When parents with different religious beliefs get divorced, there may be some debate as to which parent will be able to have the greater influence on the children’s religious upbringing.

There are several standards courts will use in family law cases regarding decisions about religion. They are as follows:

  • Actual or substantive harm: Courts will only restrict a parent’s First Amendment rights to raise a child in the religion of their choice if doing so would cause actual or substantive harm to the child.
  • Risk of harm: Courts may restrict a parent’s right to raise a child in the religion of their choice if the religious practices chosen by the parent could potentially cause harm to the child.
  • No harm: The court will allow a custodial parent to decide the religion of the child without consideration of actual or potential harm.

The type of standard the court uses will vary from location to location. Judges will have plenty of discretion in determining whether or not the standard is met.

There are other factors to consider. If a child is old enough, the court may allow the child to make his or her own religious decisions. If not, the court will first consider who has legal custody of the child.

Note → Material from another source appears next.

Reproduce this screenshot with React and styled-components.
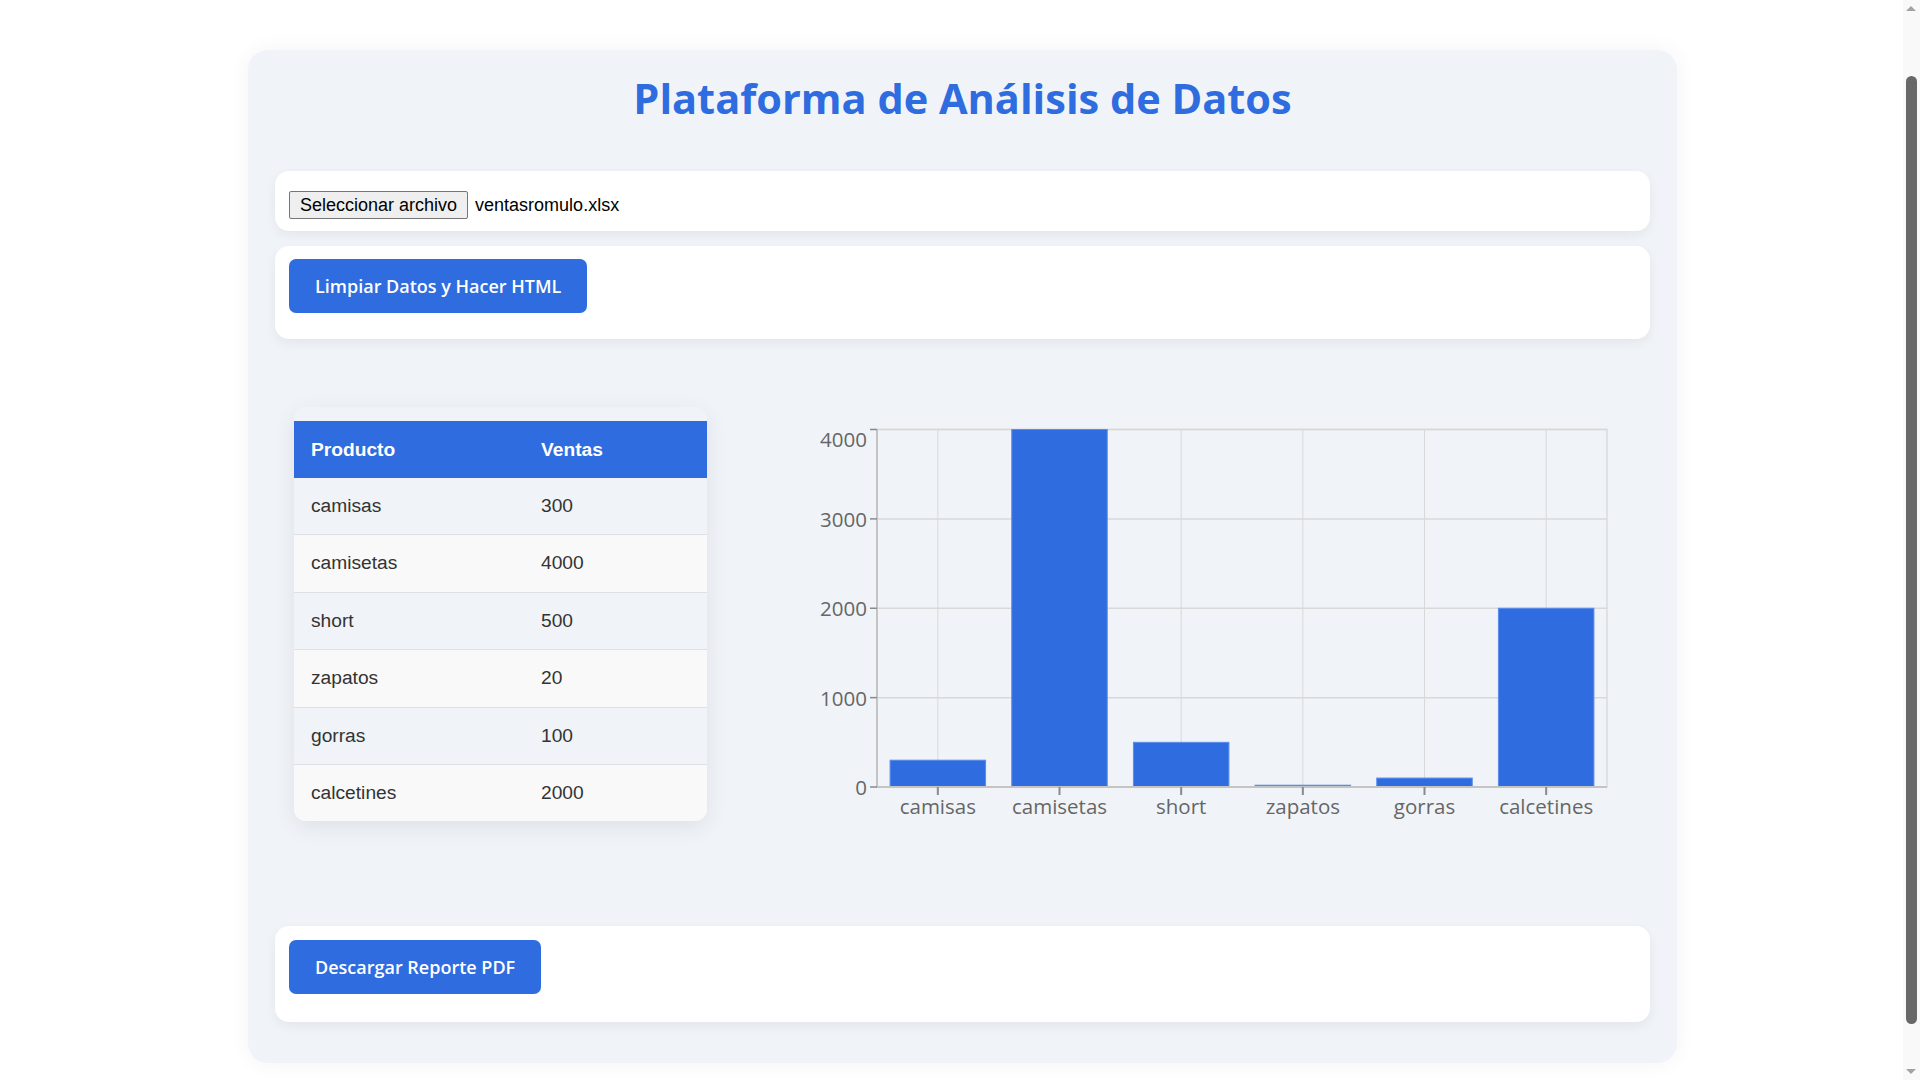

If the parents share legal custody, courts will also consider the religion in which the child was raised. Typically the court will be hesitant to allow one parent to change the child’s religion if the other parent will continue to practice the same religion in which the child has been raised. But if both parents change religion after separating, this could add some complications. The court may allow both parents to teach their children their new religion, or may allow the parent with primary physical custody to decide.